Blaming the user all the time is not going to lead to good documentation. I am giving you user feedback.
That’s not my intention, apologies if that came across that way. I’ve simply
written the docs for the package with a set of assumptions in my mind about
what knowledge is already available elsewhere. I’ll definitely make use of your
feedback and improve/clarify the parts the need it. Thank you.
This is bad documentation design. And I have been reading Julia documentation for years. I have never heard of Julia having a built-in Markdown processor.
I’ll be adding a link to the relevant docs in the Julia manual. The markdown parser
has been part of Base since 0.4 was released and is mentioned in the Documentation
section of the manual. If things could be clearer in that section then please open
an issue or PR so that that can be fixed.

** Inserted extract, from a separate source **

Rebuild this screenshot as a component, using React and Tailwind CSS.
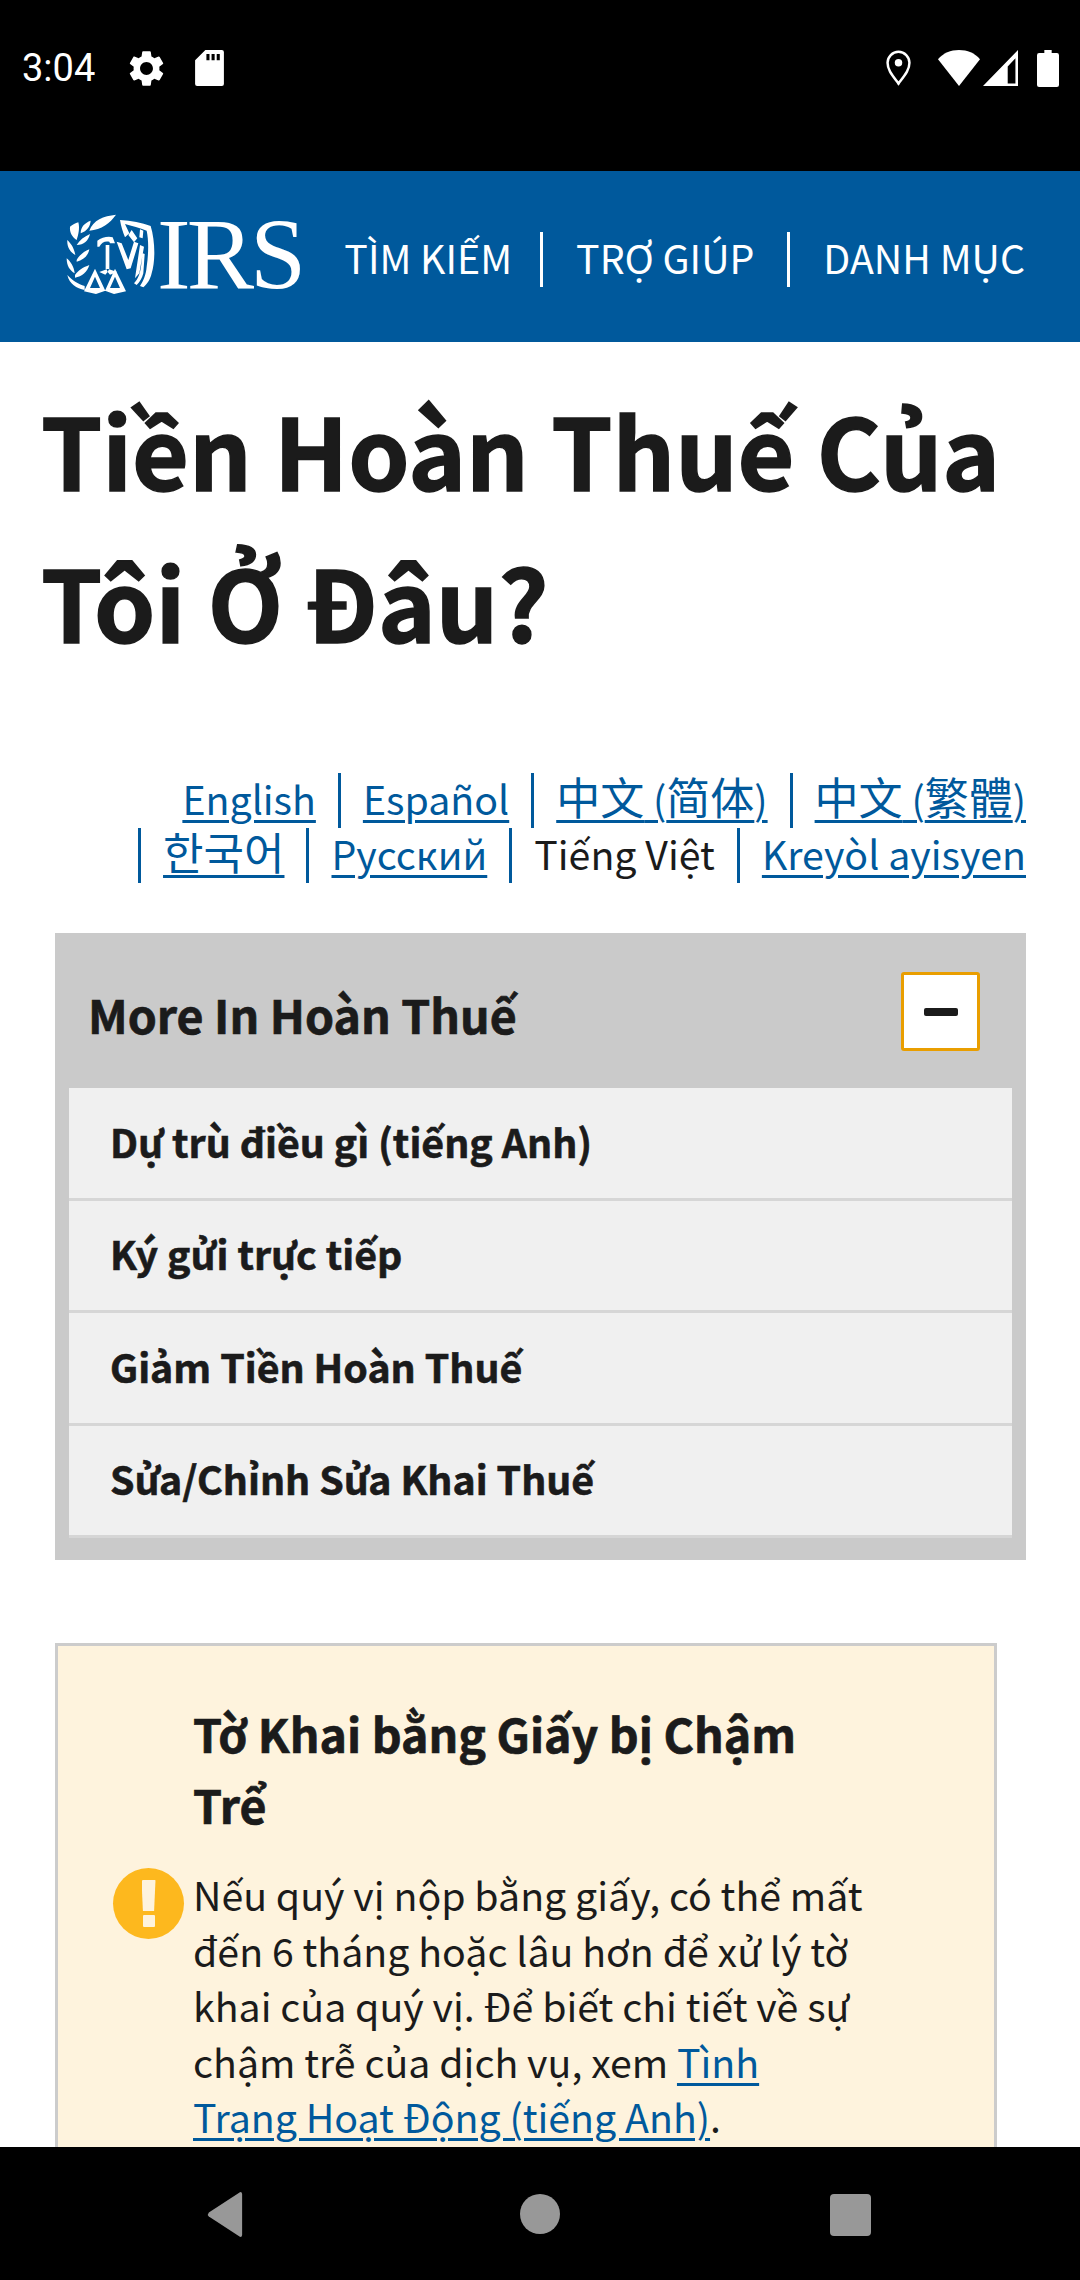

It SHOULD teach the basics of Markdown.
I believe that we are probably just going to disagree one this one. A link to
the relevant information is fine for something like this. I wouldn’t expect
every single thing that I read to begin from first principles. That’s just how
I prefer to read things, though that’s probably just a personal thing. I’d be
fine with a PR to add a basic syntax tutorial if you’d like.
what flavour of Markdown
That’s discussed in the main Julia docs.
If I’ve still not addressed things enough, could a ask you to open some issues
in the Documenter.jl repo please? A long email thread is the best place for
these kind of important issues to get lost in and never get resolved properly.
Even if it’s just a couple of one-liner issues that would make fixing these
much easier for me. Thanks.
Once again, thank you for taking the time to discuss this. I know your time,
just like my own, is limited and could be being spent on other things.
— Mike
Thanks for the feedback Kristoffer. Glad you’ve found the package useful!
Re: assuming certain knowledge. I think that for a very new package
such as this it’s definitely alright to make a fair number of assumptions. Going
forward I’ll be looking to expand those bits that have, until now, been glossed over and
start to make things more beginner-friendly, to a certain extent.